Florida’s largest mushroom.
(an invasive species)
Remember to use BACK ARROW to return to blog.

           An afternoon at the library and I forgot my earplugs and earphones. There was a gang of kids on bicycles taking turns getting off the computers for looking at porn. Worse was this scratcy voiced old lady, cussing at the computer, like it was the machine not understanding what she wants. She was going through a list of government offices changing her address, which apparently she was compelled to do. On and on, she went, full volume, the whole time I was there. I maxed out the rate I could enter, it is around 15 per hour.
           Before continuing, this is the stage area at the Legion. The stage is closed off in three sections, this is the first. When opened you see a small stage where a band like mine would set up. Open another and you see a regulation ballroom. I didn’t know that was there, the layout of the building makes it look like the next door tag agency. Nice place, great atmosphere, but I don’t even have the equipment to play a room half that size. Anyway, here’s most what I was prepared for.
           It was a fun gig, some of the bar crowd were totally into it, alas the bar is 100 feet away around a small corner. Sorry, folks, but every extra band member creates more problems that they are worth and that place is way too big. You should see it.

           The bottleneck is the eBay entry system, It truly sucks. It has coding errors, glitches, and inconsistencies on every display and field. Using the system tips us off that their users are conditioned to time-wasting and nonsense, that they must never have complained, which at this level can only happen because they don’t know any better. Not only are there no user-friendly features, there are outright negatives where they took away what was useful. Part of being a millennial coder is a complete lack of consideration on what the user would like.
           Prime example is the module where you post your pictures. This must be done one at a time, and normally you would edit the photo with a few finishing touches. So, you click on the edit icon and the the page opens. The cursor is resting in the upper left corner. Who could screw that up? A coder. You see, the icons to do the editing are along the bottom at the lower right. Stop typing, reach for the mouse and navigate. Each time, each picture. I doubt the courtesy of planting the cursor near the working area never crossed a single millennial mind in the years that eBay has had to make things work right.

           This means 100 hours of work minimum to enter 1500 items—at the library.
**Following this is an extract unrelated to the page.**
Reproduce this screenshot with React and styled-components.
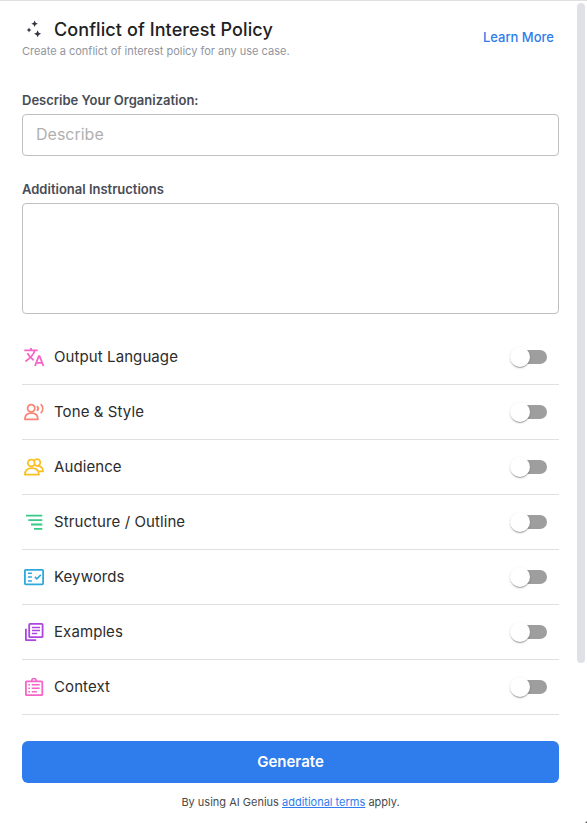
import * as React from 'react';
import { useState } from 'react';
import styled, { createGlobalStyle } from 'styled-components';

const GlobalStyle = createGlobalStyle`
  * {
    box-sizing: border-box;
  }

  body {
    margin: 0;
    background-color: #fff;
    font-family: Inter, 'Liberation Sans', sans-serif;
    overflow: hidden;
  }
`;

const Wrapper = styled.div`
  position: relative;
  display: flex;
  height: 823px;
  border-top: 1px solid #e0e0e0;
`;

const Panel = styled.main`
  width: 537px;
  margin: 0 18px 0 22px;
`;

const ScrollTrack = styled.div`
  width: 8px;
  padding-top: 2px;
`;

const ScrollThumb = styled.div`
  height: 660px;
  border-radius: 4px;
  background-color: #dfe1e6;
`;

const ResizeCorner = styled.span`
  position: absolute;
  right: 0;
  bottom: 0;
  border: 1.5px solid #555;
  border-top-color: transparent;
  border-left-color: transparent;
`;

const Header = styled.header`
  display: flex;
  justify-content: space-between;
  align-items: center;
  height: 73px;
  padding-right: 5px;
`;

const TitleBlock = styled.div`
  padding-top: 2px;
`;

const TitleRow = styled.div`
  display: flex;
  align-items: center;
  gap: 8px;
  height: 24px;
`;

const Title = styled.h1`
  margin: 0;
  color: #212121;
  font-size: 18px;
  font-weight: 500;
  line-height: 24px;
  letter-spacing: 0.09px;
`;

const Subtitle = styled.p`
  margin: 0;
  color: #9095a0;
  font-size: 11px;
  line-height: 18px;
`;

const LearnMore = styled.a`
  padding-bottom: 2px;
  color: #2f7ced;
  font-size: 13px;
  font-weight: 500;
`;

const Field = styled.div`
  display: flex;
  flex-direction: column;
  margin-top: ${(props) => props.$top}px;
`;

const Label = styled.label`
  color: #484c56;
  font-size: 13px;
  font-weight: 600;
  line-height: 20px;
  margin-bottom: 4px;
`;

const Input = styled.input`
  height: 42px;
  padding: 0 13px 2px;
  border: 1px solid #c0c0c0;
  border-radius: 4px;
  outline: none;
  font-family: inherit;
  font-size: 16px;

  &::placeholder {
    color: #b0b0b0;
  }
`;

const TextArea = styled.textarea`
  height: 111px;
  padding: 12px 13px;
  border: 1px solid #c0c0c0;
  border-radius: 4px;
  outline: none;
  resize: none;
  font-family: inherit;
  font-size: 16px;
`;

const Options = styled.div`
  margin-top: 16px;
`;

const OptionRow = styled.div`
  display: flex;
  align-items: center;
  height: 55px;
  padding-right: 12px;
  border-bottom: 1px solid #e0e0e0;
`;

const OptionName = styled.span`
  flex: 1;
  margin-left: 8px;
  padding-bottom: 2px;
  color: #2c2c2c;
  font-size: 15px;
  letter-spacing: 0.09px;
`;

const Track = styled.button`
  display: flex;
  align-items: center;
  width: 34px;
  height: 14px;
  padding: 0;
  border: none;
  border-radius: 7px;
  background-color: ${(props) => (props.$on ? '#97bef6' : '#9e9e9e')};
  cursor: pointer;
`;

const Thumb = styled.span`
  flex: none;
  width: 20px;
  height: 20px;
  margin-left: ${(props) => (props.$on ? 17 : -3)}px;
  border-radius: 50%;
  background-color: ${(props) => (props.$on ? '#2f7ced' : '#fff')};
  box-shadow: 0 2px 1px -1px rgba(0, 0, 0, 0.2), 0 1px 1px rgba(0, 0, 0, 0.14),
    0 1px 3px rgba(0, 0, 0, 0.12);
`;

const GenerateButton = styled.button`
  display: block;
  width: 100%;
  height: 42px;
  margin-top: 26px;
  padding: 0 0 2px;
  border: none;
  border-radius: 6px;
  background-color: #2f7ced;
  color: #fff;
  font-family: inherit;
  font-size: 15px;
  font-weight: 600;
  cursor: pointer;
`;

const Terms = styled.p`
  margin: 11px 0 0;
  color: #4a4a4a;
  font-size: 11px;
  line-height: 16px;
  text-align: center;

  a {
    color: #2f7ced;
    text-decoration: underline;
    text-underline-offset: 1px;
  }
`;

const Icon = ({ color, children }) => (
  <svg
    width="24"
    height="24"
    viewBox="0 0 24 24"
    fill="none"
    stroke={color}
    strokeWidth="1.8"
    strokeLinejoin="round"
  >
    {children}
  </svg>
);

const SparkleIcon = () => (
  <Icon color="none">
    <g fill="#30343f">
      <path d="M12.6 2.5l1 2.3 2.3 1-2.3 1-1 2.3-1-2.3-2.3-1 2.3-1z" />
      <path d="M7 9.5l.8 1.7 1.7.8-1.7.8-.8 1.7-.8-1.7-1.7-.8 1.7-.8z" />
      <path d="M15.6 12.3l1.1 2.4 2.4 1.1-2.4 1.1-1.1 2.4-1.1-2.4-2.4-1.1 2.4-1.1z" />
    </g>
  </Icon>
);

const LanguageIcon = () => (
  <Icon color="#f564c6">
    <path d="M2.3 5.4h13.4M9 3v2.4M12.8 5.4C11.8 9.4 8.5 13 3.4 16.4M5.4 8.2c1.3 2.8 3.5 5 6.3 7" />
    <path d="M13 21l3.8-9.8h.8l3.8 9.8M14.2 17.8h6" />
  </Icon>
);

const ToneIcon = () => (
  <Icon color="#fc8474">
    <circle cx="9.2" cy="8.2" r="3.6" />
    <path d="M2.9 19.3c0-4 2.5-6.2 6.5-6.2s6.5 2.2 6.5 6.2z" />
    <path d="M15 6.1c1.4 1.4 1.4 3.4 0 4.8M18.8 4.1c2.6 2.6 2.6 6.3 0 9" />
  </Icon>
);

const AudienceIcon = () => (
  <Icon color="#fabf22">
    <circle cx="9.2" cy="8" r="3.4" />
    <path d="M2.9 19.7c0-4.2 2.6-6.5 7-6.5s7 2.3 7 6.5z" />
    <path d="M12.3 5.9c.8-2.1 4-2.5 5.4-.5 1.3 1.9.4 4.5-1.6 5.2 3 .7 4.8 2.7 5 5.7h-5M12.2 9.6c.7 1 2.1 1.5 3.9 1" />
  </Icon>
);

const StructureIcon = () => (
  <Icon color="#37c987">
    <path d="M4 5.7h16.3M6.3 10.2h14M9 14.5h11.3M12 18.9h8.3" />
  </Icon>
);

const KeywordsIcon = () => (
  <Icon color="#2fa8dc">
    <rect x="2.9" y="4.8" width="18.2" height="14.6" rx="0.8" />
    <path strokeWidth="1.5" d="M5.9 8.3h4M5.9 12.1h4M5.9 15.9h4M12.8 11.9l2 2 4-4" />
  </Icon>
);

const ExamplesIcon = () => (
  <Icon color="#b044e0">
    <rect x="7.2" y="3.8" width="13.4" height="13.4" rx="0.8" />
    <path d="M3.9 8.8v11.3h10.3" />
    <path strokeWidth="1.5" d="M10 7.4h8M10 10.5h8M10 13.6h5.2" />
  </Icon>
);

const ContextIcon = () => (
  <Icon color="#f564c6">
    <rect x="3.9" y="6.3" width="16.4" height="13.9" rx="0.8" />
    <path strokeWidth="1.5" d="M9.8 6.2V5.4c0-2.4 4.4-2.4 4.4 0v.8" />
    <path strokeWidth="1.5" d="M6.4 9.8h1.6M6.4 13.3h1.6M6.4 16.8h1.6M9.7 9.8h8M9.7 13.3h8M9.7 16.8h5.2" />
  </Icon>
);

const options = [
  { name: 'Output Language', icon: LanguageIcon },
  { name: 'Tone & Style', icon: ToneIcon },
  { name: 'Audience', icon: AudienceIcon },
  { name: 'Structure / Outline', icon: StructureIcon },
  { name: 'Keywords', icon: KeywordsIcon },
  { name: 'Examples', icon: ExamplesIcon },
  { name: 'Context', icon: ContextIcon },
];

const Option = ({ name, icon: OptionIcon }) => {
  const [on, setOn] = useState(false);

  return (
    <OptionRow>
      <OptionIcon />
      <OptionName>{name}</OptionName>
      <Track $on={on} role="switch" aria-checked={on} onClick={() => setOn(!on)}>
        <Thumb $on={on} />
      </Track>
    </OptionRow>
  );
};

export const App = () => {
  return (
    <>
      <GlobalStyle />
      <Wrapper>
        <Panel>
          <Header>
            <TitleBlock>
              <TitleRow>
                <SparkleIcon />
                <Title>Conflict of Interest Policy</Title>
              </TitleRow>
              <Subtitle>Create a conflict of interest policy for any use case.</Subtitle>
            </TitleBlock>
            <LearnMore>Learn More</LearnMore>
          </Header>
          <Field $top={16}>
            <Label htmlFor="organization">Describe Your Organization:</Label>
            <Input id="organization" placeholder="Describe" />
          </Field>
          <Field $top={23}>
            <Label htmlFor="instructions">Additional Instructions</Label>
            <TextArea id="instructions" />
          </Field>
          <Options>
            {options.map((option) => (
              <Option key={option.name} {...option} />
            ))}
          </Options>
          <GenerateButton>Generate</GenerateButton>
          <Terms>
            By using AI Genius <a>additional terms</a> apply.
          </Terms>
        </Panel>
        <ScrollTrack>
          <ScrollThumb />
        </ScrollTrack>
        <ResizeCorner />
      </Wrapper>
    </>
  );
};

export default App;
Here, it slows to maybe ten, as eBay pages take a long time to refresh on this system. I estimate to make a sale a day, it will require 1,000 items listed, and that is a wild guess based on what little sales data is available on eBay. That turns it into a part time job unless you glom onto a product with larger margins that nobody else figures out. In once sense I have that, my stock is free. But the work is the listing and handling.
           The sites that have drop boxes to add to your cart are custom storefronts (I think). You drop a list and click on your choices. But this a bloody hassle. It’s not like that list is easy to populate. Each must be a coded HTML link, which makes most any tube less than $10 an overall loss. Another decision today was to connect up a dedicated computer. The real work is the database which means tube management is best when a computer is handy. Right now, the working copy is in the back office, where I’d not be happy with ten boxes of tubes. The owner, whom I’ll try to refer to as Jon, has one with no OS, so if it takes XP that’s done.
           Here’s a spot to mention Jon did not know me from Adam, so had little reason to trust, but he’s now seen the huge listings landing on eBay. He has full access to the accounts and if I was up to anything, there’s no way I’d do so much hard work. Also, he’s noted the efficiencies and has begun to list items the same. This means we will run past eBay’s free limit (250 items) later this week. But it also means we can pour double the resources into creating an eBay store, which is something I’ve toyed with for years. In case you are curious, how much do I have to make per day (net) to be a financial success with this venture? Just $14.02 per day, but I’ll settle for much less since I don’t need to “succeed” at it. It’s called “infrastructure” to any who’ve been denying it is an important element since I brought the subject up fifty years ago. I now have infrastructure of the kind that counts.

           Later, I’ve run the numbers again and I will need 1,000 items listed to make two sales per day. Therefore it makes the most sense to sell by price, highest to lowest. The lowest price tube I sell is $5 simply because less than that it is cheaper to throw them away. I’ll figure something out. I’ve also noticed most of the tubes in the boxes are unique. Finding three or more identical tubes has happened maybe five times so far.
           Bottom line is heat or not, I have to finish building a secure area for these tubes, and that means sheathing in the lean-to on the red shed. I’m hoping for some sporadic rain or I’m going to melt out there. No, Sally, it is not climate change, it is this hot every summer in Florida. Fortunately, I have the roof finished, so I can mostly work in the shade. But that shade is going to be over 90°F. Meanwhile, I have to find some way to silence the alarm on my cookie killer. It deletes dozens of cookies every time I long on to dBay, but makes a boing sound I can’t find to mute.